Comme on le voit, les principes démocratiques et les libertés académiques sont foulés au pied chez l’Oncle Sam dès qu’il s’agit de défendre Israël. Les directions des Universités américaines ne forment pas cet idéal inatteignable que certains responsables nous dépeignent avec insistance.
A noter que la mairie de Chicago, la plus grande ville de l’Etat de l’Illinois, est tenue par M. Rahm Emanuel, ancien conseiller du Président Obama, et qui a fait son service militaire dans l’armée israélienne, cette armée « la plus morale » du monde qui tire sur les ambulances, les écoles, les hôpitaux, les mosquées et les enfants jouant sur la plage.
Pétition contre l’accord école polytechnique et le technion de Haifa
Un texte collectif circule actuellement en France contre le double accord de coopération signé en 2013 entre l’Ecole Polytechnique (Palaiseau) et l’Institut Technologique d’Israël (Technion de Haïfa) (L’Humanité, 23 septembre 2014, p. 13). Cet institut – comme nombre d’universités israéliennes- pratique la discrimination envers les Palestiniens, citoyens d’Israël, tout en soutenant l’armée sioniste par la mise en place de cursus adaptés et des mesures favorables aux militaires, qu’ils soient actifs, conscrits ou réservistes. Le Technion met également ses compétences scientifiques au service du complexe militaro-industriel israélien, en entretenant, par exemple, des liens très étroits avec les sociétés Elbit Systems et Rafael Advanced Defense Systems Ltd. Ces liens pervers et incestueux entre les universités israéliennes et l’armée ont été dévoilées par le film « The Lab »(Le laboratoire) de l’Israélien Yotam Feldman, projeté la semaine dernière à Paris.
Parmi les premiers signataires, on relève les noms du philosophe Etienne Balibar, du Dr Rony Brauman connu pour son action humanitaire, celui de Mme Monique Chemillier-Gendreau, professeur émérite de droit et ceux des mathématiciens, anciens élèves de l’ENS, MM. Ivar Ekeland et Jean-Pierre Kahane. D’ores et déjà, plusieurs centaines de scientifiques l’ont signé tant en France qu’à l’étranger. A l’heure actuelle, 600 universitaires français ont signé cette pétition- restée sans réponse de la part du Directeur Général de l’Ecole Polytechnique. Cette dernière dépend du Ministre de la Défense.
D’après ce texte, le premier accord prévoit l’accueil de professeurs, d’étudiants et le développement de la recherche en partenariat entre les deux institutions.
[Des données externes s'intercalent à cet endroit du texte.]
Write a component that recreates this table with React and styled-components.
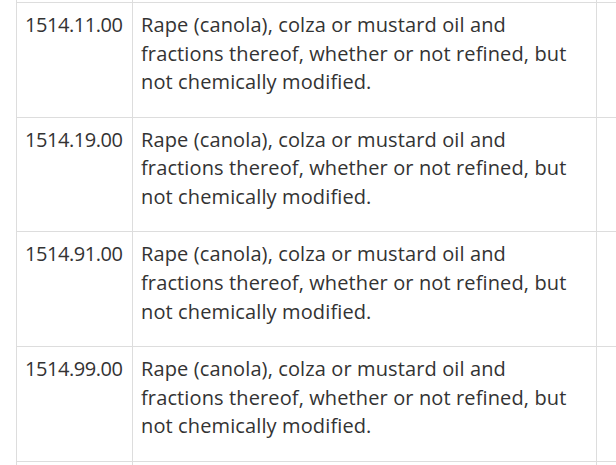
import React from "react";
import styled, { createGlobalStyle } from "styled-components";

const GlobalStyle = createGlobalStyle`
  html, body {
    margin: 0;
    padding: 0;
    background: #fff;
    overflow: hidden;
  }
  body {
    font-family: "Open Sans", "Liberation Sans", sans-serif;
    color: #333;
  }
`;

const Page = styled.div`
  padding-left: 16px;
  width: 720px;
`;

const Table = styled.table`
  border-collapse: collapse;
  table-layout: fixed;
  width: 680px;
  font-size: 20px;
  line-height: 1.42857143;
`;

const Cell = styled.td`
  border: 1px solid #ddd;
  vertical-align: top;
  padding: 8px ${(p) => (p.$wide ? "24px" : "8px")} 8px 8px;
  white-space: ${(p) => (p.$nowrap ? "nowrap" : "normal")};
  letter-spacing: ${(p) => (p.$nowrap ? "-0.45px" : "normal")};
`;

const SpacerCell = styled.td`
  border-left: 1px solid #ddd;
  border-right: 1px solid #ddd;
  padding: 0;
  height: 2px;
`;

const Desc = styled.p`
  margin: 0 0 12px;
  letter-spacing: 0.12px;
`;

const rows = ["1514.11.00", "1514.19.00", "1514.91.00", "1514.99.00"];

const desc =
  "Rape (canola), colza or mustard oil and fractions thereof, whether or not refined, but not chemically modified.";

export default function App() {
  return (
    <>
      <GlobalStyle />
      <Page>
        <Table>
          <colgroup>
            <col style={{ width: 116 }} />
            <col style={{ width: 464 }} />
            <col style={{ width: 100 }} />
          </colgroup>
          <tbody>
            <tr>
              <SpacerCell />
              <SpacerCell />
              <SpacerCell />
            </tr>
            {rows.map((code) => (
              <tr key={code}>
                <Cell $nowrap>{code}</Cell>
                <Cell $wide>
                  <Desc>{desc}</Desc>
                </Cell>
                <Cell />
              </tr>
            ))}
            <tr>
              <Cell>
                <Desc>&nbsp;</Desc>
              </Cell>
              <Cell $wide />
              <Cell />
            </tr>
          </tbody>
        </Table>
      </Page>
    </>
  );
}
Mais comme le Technion soutient l’armée israélienne et qu’ « il est une pièce importante du dispositif israélien d’occupation des territoires palestiniens et son cortège d’actes illégaux….[cet accord] expose en conséquence les élèves, chercheurs, professeurs de l’Ecole Polytechnique à un risque de complicité de crimes de guerre….
Le second accord ouvre la voie à un double diplôme…En théorie, des élèves polytechniciens peuvent, dans ce cadre, suivre des études au Technion et y effectuer leur stage….Ce partenariat est particulièrement choquant, car il met à mal le principe républicain de l’égalité de tous dans l’accès à l’éducation, indépendamment de l’origine, la race et de la religion. En 1960, l’Ecole Polytechnique, unanime, faisait corps avec le Pr Laurent Schwartz, destitué par le ministre des Armées pour s’être opposé à la torture en Algérie. Aujourd’hui, on acceptera sans mot dire qu’un Palestinien se voie interdire un cursus ouvert à ses camarades ? Et que dire des nombreux étudiants de l’Ecole, français ou étrangers, dont le nom a une consonance arabe ou musulmane ? Tel un stigmate, leur identité leur interdira de s’inscrire à ce double diplôme, pour ne pas être exposés aux brimades et vexations que la police des frontières israélienne fait régulièrement subir à leurs congénères. Est-il digne de l’Ecole Polytechnique de devoir conseiller à une proportion non négligeable de ses élèves de ne pas candidater à une offre de formation maison, en leur bredouillant, au détour d’un couloir, qu’ « avec leur nom, il ne faut pas faire de vagues ? »
L’Association des universitaires pour le respect du droit international en Palestine (AURDIP), qui regroupe plusieurs centaines d’universitaires français, demande à l‘Ecole polytechnique de cesser toute forme de soutien ou de collaboration avec le Technion. Le sens de l’éthique, le refus des pratiques discriminatoires comme le respect du droit international l’impose. Le souci de ne pas impliquer les élèves, les chercheurs et les enseignants de l’Ecole polytechnique dans la commission de crimes de guerre l’exige ».
Notre pays compte un certain nombre d’anciens élèves de l’Ecole Polytechnique (les anciens X) et des Grandes Ecoles. On espère qu’ils appuieront la démarche initiée par ces universitaires, démarche boudée par la plupart des médias français, en dépit du nombre et du prestige des signataires.
De leur côté, tous les collègues universitaires et intellectuels tunisiens sont des défenseurs résolus des libertés académiques et de la liberté d’expression. Puissent-ils soutenir le Pr Steven G. Salaita et signer aussi cette pétition contre la banalisation de la coopération des institutions académiques israéliennes alliées de l’armée israélienne qui contribuent aussi bien à l’assassinat des Palestiniens qu’à faire perdurer l’occupation illégale de leur territoire.